Monday 09 December 2013

Iran hardliners attack Zarif over nuclear comments

Hardliners in Iran are piling pressure on the country’s main nuclear negotiator and foreign minister, Mohammad Javad Zarif, after he suggested that the US could destroy the country’s defence system “with one bomb”, leaving diplomacy as the only way to resolve the nuclear crisis.

In a meeting with students at Tehran University last week, Mr Zarif defended the interim nuclear deal reached with six major powers – the US, UK, France, Russia, China and Germany – in Geneva last month and said the Islamic regime was not capable of military confrontation with the US.

Domestic media reported on Monday that 20 hardline members of the 290-strong parliament have written to Hassan Rouhani, the centrist president, and urged him to “revise” his decision to appoint Mr Zarif as foreign minister.

Hossein Naghavi, a spokesman for parliament’s national security committee, went further and threatened to summon Iran’s foreign minister to parliament – a process which could eventually lead to impeachment.

“A foreign minister is a diplomat and should not comment on issues that are not within his authority,” Mr Naghavi said.

Kayhan newspaper, a hardline mouthpiece that has argued against the nuclear deal on the grounds that it will limit Iran’s nuclear programme to research rather than industrial capability, wrote on Monday that such comments by the foreign minister left Iran with little bargaining power in future negotiations.

Mr Zarif said at Tehran University that “western powers are not scared of a few of our tanks and missiles. They are afraid of people. Do you think the US, which can destroy all our military systems with one bomb, is scared of our military system?”

A few hours later he corrected his comments, saying that he did not intend to undermine Iran’s military capability but wanted to underline that what had deterred the US from a military invasion was the Iranian public’s support for the nuclear programme.

One senior western diplomat in Tehran said Mr Zarif’s comments may have gone too far and could provoke the wrath of the elite Revolutionary Guards.

It is not yet clear if hardliners in parliament and other power centres, including the Guards, have enough support to block Mr Zarif in nuclear negotiations.

Iran’s nuclear negotiating team has so far enjoyed the strong endorsement of Ayatollah Ali Khamenei, the country’s supreme leader. There is no sign that this has diminished.

Alaeddin Boroujerdi, a senior member of parliament, called on MPs to practice restraint: “While the foreign ministry is preparing the ground for the next round of talks and has a difficult job ahead, the negotiating team should be supported so that it can be strong in talks with world powers and defend national interests.”

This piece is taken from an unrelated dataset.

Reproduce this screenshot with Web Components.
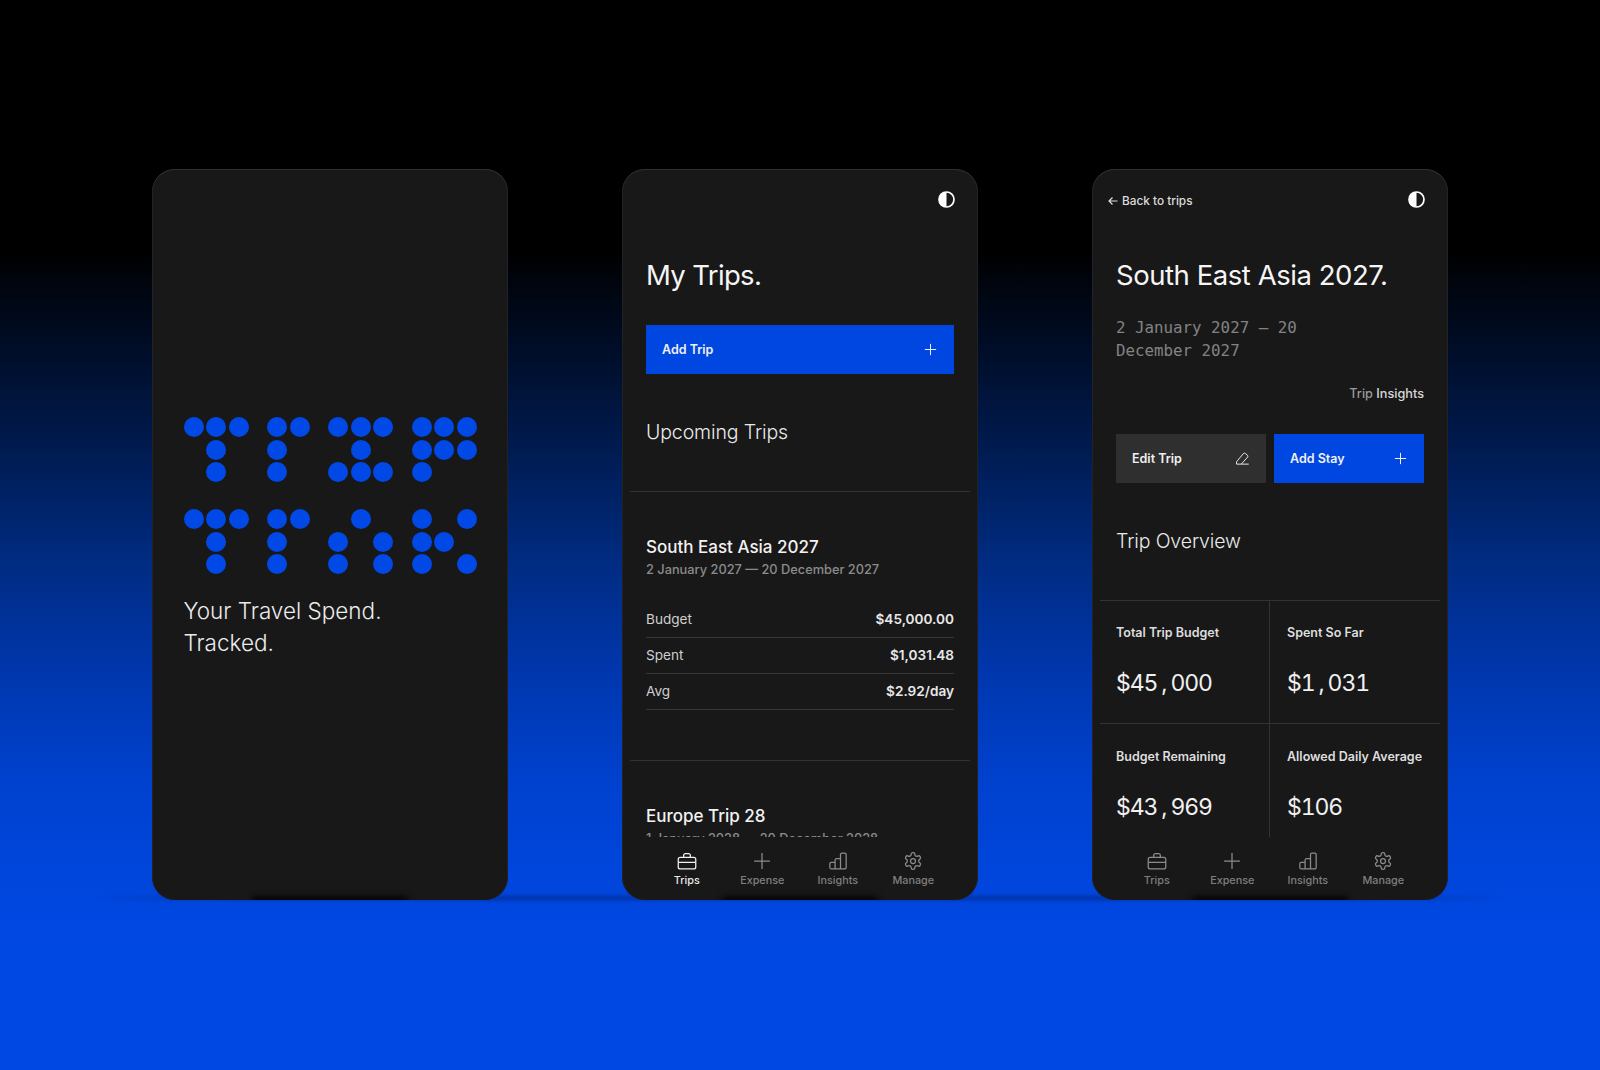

The hardliners’ anger comes after an editorial in Aseman, a leading reformist weekly, elevated Mr Zarif to the status of hero, comparing him to Mohammad Mossadegh, the prime minister who was ousted during a US-engineered attempted coup in 1953.

In response, students at Tehran University welcomed Mr Zarif as “Mossadegh’s alter-ego”.

“In these two periods [under Mossadegh and now], the public has expected their problems to be resolved by politicians – in particular diplomats and lawyers – rather than military men,” the editorial said. “For once in our history, let’s raise our hats to a living hero inside the country, not only to an exiled dead one [Mossadegh].”